Like conventional media, they also live from advertisement revenues. The technology used and the public relations model being developed are different. Ontologically, however, the position of the new media is the same as that of the conventional media: a duality of social institutions that serve the public with information that are, at the same time, business institutions whose main motive is financial profit.
However, in practice, the new media has thus far not been treated as a media company in terms of legal entity. They are still reluctant to pay taxes on the advertising revenues they earn. Compare the taxes that must be paid by conventional media for each advertising transaction they make! Social media companies have also not been held fully accountable for the information they disseminate to the public. Hoaxes are still considered as being entirely the affair of the social media user who made them. Whereas in fact, social media companies play the greatest role in disseminating hoaxes, and even take advantage of them.
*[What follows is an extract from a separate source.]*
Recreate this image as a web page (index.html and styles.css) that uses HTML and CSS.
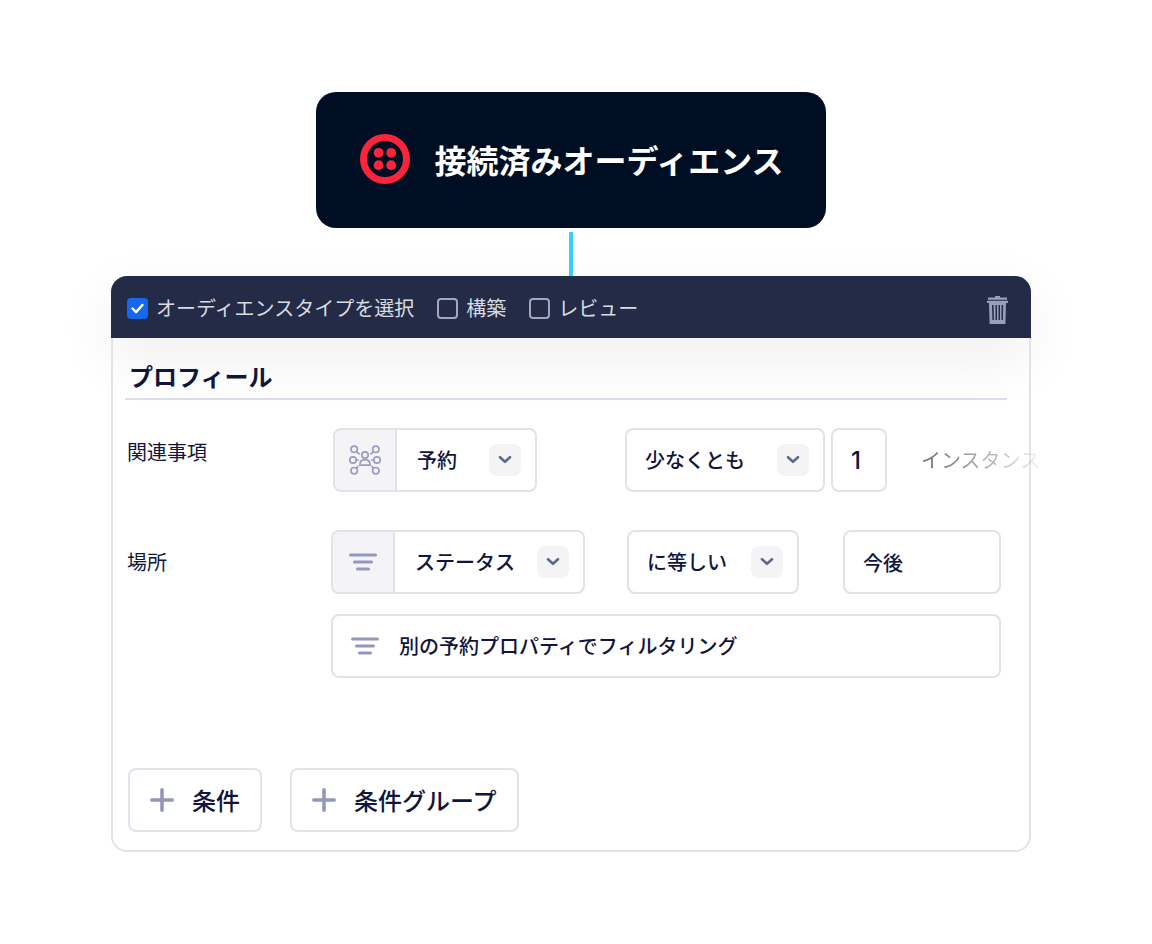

The more controversial the hoaxes, the increasingly crowded the discourse on social media, thereby leading to the collection of increasingly bigger data on the behavior of internet users that social media companies manage. This is later correlated with the increase in stock prices of social media companies and their advertising revenue potential.
However, when a hoax like the cases of Buni Yani or the Saracen appears, impunity is enjoyed by the social media companies that played an acitve role in the case. Let us compare this to the responsibility of newspapers, television and radio for the media they publish or broadcast! For each information considered detrimental to certain parties, conventional media can be ordered to publish the right of reply, be reported to the Press Council or the Indonesian Broadcasting Commission (KPI) or even face lawsuits.
However, the new media has not been institutionalized in this way. We are facing a new media with formidable influence, including influence on the survival of the old media.
Factually, social media companies and search engines operate to serve the public with information and communication. They also commodify information with a great volume of growth in ad revenues. However, legally and normatively, their position is not yet clear.
Are they media companies? Do they move in public spaces or private spaces? Do they operate on the level of the mass communication or interpersonal communication? Do they have to abide by certain standards of norms and laws? If yes, which standards will be used? If a problem arises, what is the settlement mechanism?
Institutionalization of new media
In this way, an unequal climate of media competition is created. On the one hand, the old media has to move within various rules, restrictions and prohibitions as mentioned in the Press Law, Broadcasting Law, Taxation Law, Law on Limited Liability Companies, the Journalistic Code of Ethics, Public Broadcasting Guidelines and Program Standards (P3SPS), Cyber Media Reporting Guidelines, and others.
Even though they are frequently violated in practice, the existence of these regulations is proof of the existence of institutionalization. On the other hand, the new media appear to operate without standard regulations or restrictions. They have not been institutionalized, but are already operational.
The new media is not exactly the same as the old media, so that its arrangement cannot be the same. However, their arrangement or institutionalization is still necessary because their business and social activities deal directly with public interests. More than that, the new media is not all that different from the old media, especially in that they also depend on the commodification of information.
Institutionalizing the new media is highly urgent. The motive is not to hinder the practice of digital giants such as Google, Amazon, Facebook and Yahoo, but to place them within the national framework of the legal system for media. The objective is to encourage a healthy climate of balanced competition in the media and information field.
Therefore, if a mass media is forced to stop operating, this is simply because of its failure to adjust to the changing situation, not because it was left behind in a business climate of unequal media competition. Here, state intervention is needed to create a business climate for media and information that is conducive to the development of the national media industry.
The trend in a number of countries shows governments are "protective" of the national media industry in facing the above mentioned digital giants. Not by expelling or forcing them into difficulty, but once again, by integrating them into a national communication system that is limited in its favoring the national media industry.
Another consideration is the fact that institutions of the press or journalistic media are crucial to the quality of a nation’s democracy. They cannot be fully replaced by the new media. Social media is no substitute for journalistic media.
Social media offers something new that strengthens democratization, but in many cases, it is counterproductive to the principle of civilized public spaces. Without ruling out the new media’s potential for public discourse, the existence of journalistic media has to be maintained within the framework of national interests to maintain a healthy democratic climate.